How Reserve and Guard retirement is different
Active-duty retirement uses years of service directly. Reserve and Guard retirement converts retirement points to "equivalent years" by dividing by 360 (the active-duty year basis), then applies the same multiplier × high-3 formula. You qualify for retirement after 20 "good years" — calendar years in which you earned at least 50 inactive points, per 10 U.S.C. § 12731.
Earnings of points:
- Membership points: 15 per anniversary year just for staying in (gratuitous).
- Drill points: 1 per drill (Inactive Duty Training, IDT). A standard drill weekend has 4 drills = 4 points.
- Active duty points: 1 per day on active duty (annual training, mobilization, full-time support, schools).
- Correspondence / non-resident points: Capped per service instruction; varies (3 hours = 1 point typical).
Maximum points per year is capped (most services cap inactive points at 130; combined active+inactive is uncapped). Drills above the standard 48 paid drills/year typically count as inactive duty training (IDT-AT), so a heavy drill year can yield 100+ points.
Earliest receipt age — the §12731(f) reduction
Default: age 60. The NDAA 2008 (Section 647) added 10 U.S.C. § 12731(f): for every 90 days of qualifying active service performed after 28 Jan 2008, the earliest receipt age drops by 3 months. The floor is age 50.
Example: 720 days of qualifying active duty after Jan 2008 = 8 chunks of 90 = 8 × 3 months = 24 months reduction. Earliest receipt age = 60 − 2 = age 58.
Qualifying active service includes Title 10 mobilization (10 USC §§ 12301(d)/(g), 12302, 12304, etc.), full-time National Guard duty under 32 USC § 502(f), and certain operational support tours. Active duty for training (annual training, schools) generally does not qualify. See your state Adjutant General's office or service personnel center for a definitive list of qualifying orders for your individual record.
High-3 average for reservists
Same definition as active duty — the average of your highest 36 months of basic pay. For a Title 10 retirement based on years of service, the calculation uses the basic pay for your final rank and YOS at the time of retirement. For Reserve / Guard "gray-area" retirees (those who retired but haven't yet reached pay-eligibility age), high-3 is computed as the basic pay you would have earned at your retirement rank using the active-duty pay table in effect on your retirement date — not the pay table at age 60 when payments start.

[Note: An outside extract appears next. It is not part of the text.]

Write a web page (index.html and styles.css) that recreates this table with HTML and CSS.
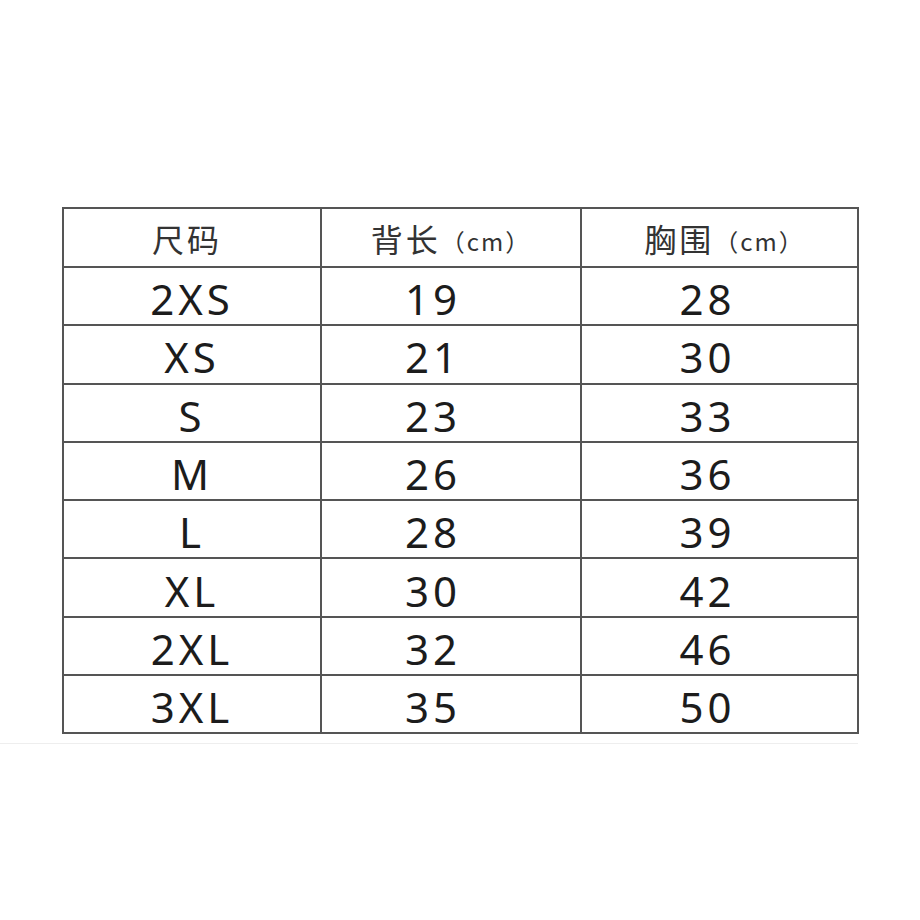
FILE: index.html
```html
<!DOCTYPE html>
<html lang="zh-CN">
<head>
<meta charset="utf-8">
<title>尺码表</title>
<link rel="stylesheet" href="styles.css">
</head>
<body>
<div class="page">
  <div class="sheet">
    <table class="size-table">
      <colgroup>
        <col class="c1"><col class="c2"><col class="c3">
      </colgroup>
      <thead>
        <tr>
          <th class="h1">尺码</th>
          <th class="h2">背长<span class="unit">（cm）</span></th>
          <th class="h3">胸围<span class="unit">（cm）</span></th>
        </tr>
      </thead>
      <tbody>
        <tr><td>2XS</td><td class="v2">19</td><td class="v3">28</td></tr>
        <tr><td>XS</td><td class="v2">21</td><td class="v3">30</td></tr>
        <tr><td>S</td><td class="v2">23</td><td class="v3">33</td></tr>
        <tr><td>M</td><td class="v2">26</td><td class="v3">36</td></tr>
        <tr><td>L</td><td class="v2">28</td><td class="v3">39</td></tr>
        <tr><td>XL</td><td class="v2">30</td><td class="v3">42</td></tr>
        <tr><td>2XL</td><td class="v2">32</td><td class="v3">46</td></tr>
        <tr><td>3XL</td><td class="v2">35</td><td class="v3">50</td></tr>
      </tbody>
    </table>
  </div>
</div>
</body>
</html>
```

FILE: styles.css
```css
html, body {
  margin: 0;
  padding: 0;
  background: #ffffff;
}

.page {
  width: 920px;
  height: 920px;
  padding-top: 207px;
  box-sizing: border-box;
}

.sheet {
  width: 858px;
  padding-left: 62px;
  padding-bottom: 9px;
  box-sizing: border-box;
  border-bottom: 1px solid #eeeeee;
}

.size-table {
  width: 795px;
  border-collapse: collapse;
  table-layout: fixed;
  font-family: "Noto Sans", "Noto Sans CJK SC", sans-serif;
  color: #1c1c1c;
}

.c1 { width: 258px; }
.c2 { width: 260px; }
.c3 { width: 277px; }

.size-table th,
.size-table td {
  border: 2px solid #555555;
  text-align: center;
  vertical-align: middle;
  padding: 0;
}

.size-table th {
  height: 59px;
  box-sizing: border-box;
  font-family: "Noto Sans CJK SC", sans-serif;
  font-weight: 400;
  font-size: 32px;
  letter-spacing: 3px;
  color: #333333;
  line-height: 1;
}

.size-table th.h1 {
  padding-right: 10px;
}

.size-table th.h3 {
  padding-left: 10px;
}

.unit {
  font-size: 24px;
  letter-spacing: 2px;
  vertical-align: 1px;
}

.size-table td {
  height: 58.3px;
  font-size: 42px;
  letter-spacing: 4px;
  line-height: 1;
  padding-top: 6px;
  box-sizing: border-box;
}

.size-table td.v2 {
  padding-right: 36px;
}

.size-table td.v3 {
  padding-right: 24px;
}
```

Note: Reserve / Guard retirees also receive automatic annual COLA on the high-3 amount in the years between retirement and pay receipt under 10 U.S.C. § 1401a — so a reservist retiring at age 45 with payments starting at 60 sees the high-3 inflate over those 15 years before the multiplier applies.
RCSBP — Reserve Component Survivor Benefit Plan
Reserve and Guard members elect RCSBP coverage at the 20-year-letter point, not at retirement. Three options:
- Option A: Defer election until age 60 (no premium until then; no benefit if you die before 60).
- Option B: Coverage begins at age 60 (lower premium; no benefit if you die before 60).
- Option C: Coverage begins immediately at the 20-year letter (highest premium; immediate benefit if you die before 60).
Premiums vary by election; SBP premium math is in DoD FMR Vol 7B Ch 41-46, with Reserve-specific add-on rates in Chapter 54. The Survivor Benefit Plan calculator (forthcoming on this site) will model SBP and RCSBP premiums end-to-end.
Tricare for retirees: TRICARE Select Reserve vs. TRICARE Retired Reserve
Reserve and Guard retirees who have not yet reached age 60 are not eligible for the standard military retiree TRICARE Prime / Select. Instead, they may purchase TRICARE Retired Reserve (TRR) — a premium-based plan available to gray-area retirees. Premiums are published annually by the Defense Health Agency and are typically several hundred dollars per month for member-only and over $1,000/month for member + family.
At age 60, the gray-area retiree converts to standard retiree TRICARE (Prime or Select) with retiree-tier copays — no longer premium-based. Plan ahead: TRR premiums during the gray-area years are a real budget line for many Reserve / Guard retirees.